На всем пути к месту казни Эли оставался спокоен. Он сказал раввину: «Я не должен ничего ни одному человеку. У меня не осталось долгов». Накануне вечером он попросил исполнить последнюю просьбу: написать прощальное письмо Надие.
В мрачном полицейском участке, выходящем окнами на площадь Эль-Марга, Когена провели в маленькую комнату, в которой стоял грубый деревянный стол. Там он и написал свое последнее письмо. Так как ему не разрешили писать на иврите, Эли писал по-арабски.

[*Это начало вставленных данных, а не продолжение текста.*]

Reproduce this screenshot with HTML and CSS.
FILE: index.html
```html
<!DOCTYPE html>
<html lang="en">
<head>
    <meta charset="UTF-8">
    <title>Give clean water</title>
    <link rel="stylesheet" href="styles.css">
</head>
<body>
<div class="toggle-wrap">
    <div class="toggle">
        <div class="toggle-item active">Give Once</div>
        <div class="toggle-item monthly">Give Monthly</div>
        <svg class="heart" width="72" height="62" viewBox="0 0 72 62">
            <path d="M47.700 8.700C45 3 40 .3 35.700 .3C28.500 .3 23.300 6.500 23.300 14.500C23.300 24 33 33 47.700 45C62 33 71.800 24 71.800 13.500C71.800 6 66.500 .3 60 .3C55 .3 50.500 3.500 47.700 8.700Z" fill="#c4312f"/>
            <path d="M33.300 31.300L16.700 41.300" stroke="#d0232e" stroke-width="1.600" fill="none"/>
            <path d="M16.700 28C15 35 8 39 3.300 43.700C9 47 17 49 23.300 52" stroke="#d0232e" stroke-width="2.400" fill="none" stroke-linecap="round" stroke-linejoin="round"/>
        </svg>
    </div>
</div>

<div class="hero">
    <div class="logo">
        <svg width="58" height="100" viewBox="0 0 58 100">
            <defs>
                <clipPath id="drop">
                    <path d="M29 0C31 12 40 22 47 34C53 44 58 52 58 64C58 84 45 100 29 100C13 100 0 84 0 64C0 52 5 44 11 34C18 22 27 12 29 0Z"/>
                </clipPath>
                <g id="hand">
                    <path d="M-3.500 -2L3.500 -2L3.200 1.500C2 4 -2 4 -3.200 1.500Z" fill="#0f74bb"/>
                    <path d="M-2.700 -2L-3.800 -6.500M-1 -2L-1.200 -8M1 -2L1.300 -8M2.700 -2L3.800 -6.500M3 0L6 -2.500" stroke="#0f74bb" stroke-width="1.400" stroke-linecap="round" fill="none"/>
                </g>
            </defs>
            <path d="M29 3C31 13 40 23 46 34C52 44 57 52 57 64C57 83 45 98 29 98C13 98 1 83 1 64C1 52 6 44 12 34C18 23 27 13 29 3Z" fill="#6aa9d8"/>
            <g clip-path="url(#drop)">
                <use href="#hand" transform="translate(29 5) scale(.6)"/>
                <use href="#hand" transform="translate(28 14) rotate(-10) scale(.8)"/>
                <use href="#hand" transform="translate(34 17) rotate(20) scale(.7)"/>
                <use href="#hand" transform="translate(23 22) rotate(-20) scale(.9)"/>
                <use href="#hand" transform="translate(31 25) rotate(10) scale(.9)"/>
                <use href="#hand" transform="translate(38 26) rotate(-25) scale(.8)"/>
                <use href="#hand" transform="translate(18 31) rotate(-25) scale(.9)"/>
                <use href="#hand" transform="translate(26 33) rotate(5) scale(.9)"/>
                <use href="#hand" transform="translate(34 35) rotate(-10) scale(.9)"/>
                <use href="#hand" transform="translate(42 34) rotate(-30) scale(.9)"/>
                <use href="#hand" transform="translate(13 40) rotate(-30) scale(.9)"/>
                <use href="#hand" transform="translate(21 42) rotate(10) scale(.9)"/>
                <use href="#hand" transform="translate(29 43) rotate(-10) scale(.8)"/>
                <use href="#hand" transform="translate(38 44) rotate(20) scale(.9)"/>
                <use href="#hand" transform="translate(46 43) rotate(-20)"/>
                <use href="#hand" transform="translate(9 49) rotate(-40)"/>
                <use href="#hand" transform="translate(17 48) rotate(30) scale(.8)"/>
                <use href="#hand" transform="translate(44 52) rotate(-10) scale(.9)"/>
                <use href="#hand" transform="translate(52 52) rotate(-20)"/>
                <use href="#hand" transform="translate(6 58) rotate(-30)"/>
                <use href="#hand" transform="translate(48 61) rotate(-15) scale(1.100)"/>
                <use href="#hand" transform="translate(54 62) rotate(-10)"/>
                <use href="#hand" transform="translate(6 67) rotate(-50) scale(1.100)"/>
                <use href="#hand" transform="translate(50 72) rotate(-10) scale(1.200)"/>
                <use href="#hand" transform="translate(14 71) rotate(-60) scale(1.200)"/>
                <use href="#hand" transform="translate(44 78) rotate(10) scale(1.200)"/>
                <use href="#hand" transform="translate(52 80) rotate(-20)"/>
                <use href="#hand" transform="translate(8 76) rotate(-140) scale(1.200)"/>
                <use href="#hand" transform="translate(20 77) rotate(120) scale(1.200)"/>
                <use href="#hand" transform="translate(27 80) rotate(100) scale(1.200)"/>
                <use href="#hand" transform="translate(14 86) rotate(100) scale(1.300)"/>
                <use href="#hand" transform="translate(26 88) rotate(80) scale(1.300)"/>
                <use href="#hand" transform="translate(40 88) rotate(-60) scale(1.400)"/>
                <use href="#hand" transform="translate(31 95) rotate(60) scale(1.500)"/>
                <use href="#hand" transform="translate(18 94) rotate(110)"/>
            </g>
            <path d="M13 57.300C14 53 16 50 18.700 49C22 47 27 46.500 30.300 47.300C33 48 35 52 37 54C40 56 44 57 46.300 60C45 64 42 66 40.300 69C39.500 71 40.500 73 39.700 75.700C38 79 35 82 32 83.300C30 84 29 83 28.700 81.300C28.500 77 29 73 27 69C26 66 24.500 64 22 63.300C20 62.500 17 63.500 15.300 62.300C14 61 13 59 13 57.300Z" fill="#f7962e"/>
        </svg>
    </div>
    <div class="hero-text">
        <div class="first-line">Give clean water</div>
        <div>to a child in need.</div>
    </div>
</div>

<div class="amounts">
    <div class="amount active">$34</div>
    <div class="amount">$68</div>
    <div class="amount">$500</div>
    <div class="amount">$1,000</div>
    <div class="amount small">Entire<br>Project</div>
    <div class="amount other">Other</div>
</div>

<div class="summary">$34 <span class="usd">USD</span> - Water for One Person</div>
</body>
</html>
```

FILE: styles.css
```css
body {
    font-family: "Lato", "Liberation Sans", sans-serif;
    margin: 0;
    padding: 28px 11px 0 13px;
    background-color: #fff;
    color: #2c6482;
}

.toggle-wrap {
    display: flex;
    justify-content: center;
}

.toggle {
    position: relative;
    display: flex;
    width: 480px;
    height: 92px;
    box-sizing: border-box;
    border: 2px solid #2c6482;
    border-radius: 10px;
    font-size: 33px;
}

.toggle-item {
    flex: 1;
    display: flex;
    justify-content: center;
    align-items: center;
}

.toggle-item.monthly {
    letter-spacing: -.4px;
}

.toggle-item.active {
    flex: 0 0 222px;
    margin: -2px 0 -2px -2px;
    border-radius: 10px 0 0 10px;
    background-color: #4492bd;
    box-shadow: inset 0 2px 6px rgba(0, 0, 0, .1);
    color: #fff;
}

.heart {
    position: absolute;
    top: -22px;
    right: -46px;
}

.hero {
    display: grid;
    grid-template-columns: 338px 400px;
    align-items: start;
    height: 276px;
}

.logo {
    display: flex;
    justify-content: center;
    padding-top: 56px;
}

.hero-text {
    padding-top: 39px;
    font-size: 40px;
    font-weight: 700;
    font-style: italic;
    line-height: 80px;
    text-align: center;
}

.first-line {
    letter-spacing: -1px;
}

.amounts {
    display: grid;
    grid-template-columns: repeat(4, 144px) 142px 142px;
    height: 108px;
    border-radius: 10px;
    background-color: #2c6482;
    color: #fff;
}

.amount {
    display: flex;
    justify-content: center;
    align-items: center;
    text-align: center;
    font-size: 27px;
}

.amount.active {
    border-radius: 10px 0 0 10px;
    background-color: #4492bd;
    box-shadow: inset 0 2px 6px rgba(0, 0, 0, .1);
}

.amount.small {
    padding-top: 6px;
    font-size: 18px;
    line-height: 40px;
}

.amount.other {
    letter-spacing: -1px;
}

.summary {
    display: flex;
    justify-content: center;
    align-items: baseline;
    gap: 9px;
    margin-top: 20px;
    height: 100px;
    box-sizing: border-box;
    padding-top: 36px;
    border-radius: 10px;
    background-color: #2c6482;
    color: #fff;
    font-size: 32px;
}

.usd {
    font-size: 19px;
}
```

«Моей дорогой жене Надие и моей дорогой семье. Я прошу вас оставаться мужественными. Я умоляю тебя, Надия, простить меня. Я прошу тебя заботиться о себе и о детях, а также проследить за тем, чтобы они выросли настоящими людьми. Следи за собой и ни в чем не отказывай детям. Оставайся в хороших отношениях с моими родными. Я хочу, чтобы ты еще раз вышла замуж, чтобы дети не росли без отца. В этом вопросе я даю тебе полную свободу. Я умоляю тебя, не трать время, оплакивая меня. Всегда думай о будущем. Я посылаю тебе мои последние поцелуи, так же как Софие, Ирит, Шаулю и всем моим родственникам.
Всем вам мои последние поцелуи и шалом.
Эли Коген 18.5.1965.»
Под молчаливыми взглядами сирийцев осужденный внимательно перечитал письмо и показал его охранникам. Затем, взяв чистый лист бумаги, Коген переписал письмо, на этот раз на французском языке. Он не мог смириться с мыслью о том, что его последние слова Надия прочтет по-арабски.
Перед выходом на площадь раввин Андабо прочитал последнюю молитву «Ш'ма Израиль»: «Услышь, о Израиль…»
Его голос слабел и скоро совсем затих. Сирийцы нетерпеливо вытолкнули Эли на улицу.
Центр площади освещался гигантскими прожекторами. Тысячи мужчин, женщин и детей пришли посмотреть на казнь.
Предупрежденные по радио, вот уже несколько часов люди стекались сюда со всех концов Дамаска. Беднота из старого города смешалась с прекрасно одетыми горожанами из фешенебельных современных кварталов. Многие женщины были в украшениях и дорогих мехах.
Стояла полная тишина. Слышно было только шарканье ног. Толпу окружали сотни вооруженных полицейских и солдат. Они стояли по стойке смирно, отгороженные от людей рядами колючей проволоки. Кроме них в толпе находилось множество сотрудников спецслужб в гражданском. Караулы были выставлены повсюду: на крышах домов, у входов в гостиницы, даже у канализационных люков. Сирийцы боялись мщения израильтян.
Отказавшись от помощи сопровождавших его офицеров, Эли поднялся по деревянным ступенькам на платформу, где он должен был принять смерть. Многочисленные журналисты и телеоператоры, которым было разрешено расположиться рядом с платформой, говорили, что лицо Эли было бледным, но спокойным.
Городской палач Аббу-Салим, гигант с огромным животом и пышными усами, обернул осужденного в традиционное белое одеяние. Он не стал развязывать ему руки, которые связали перед выходом из полицейского участка.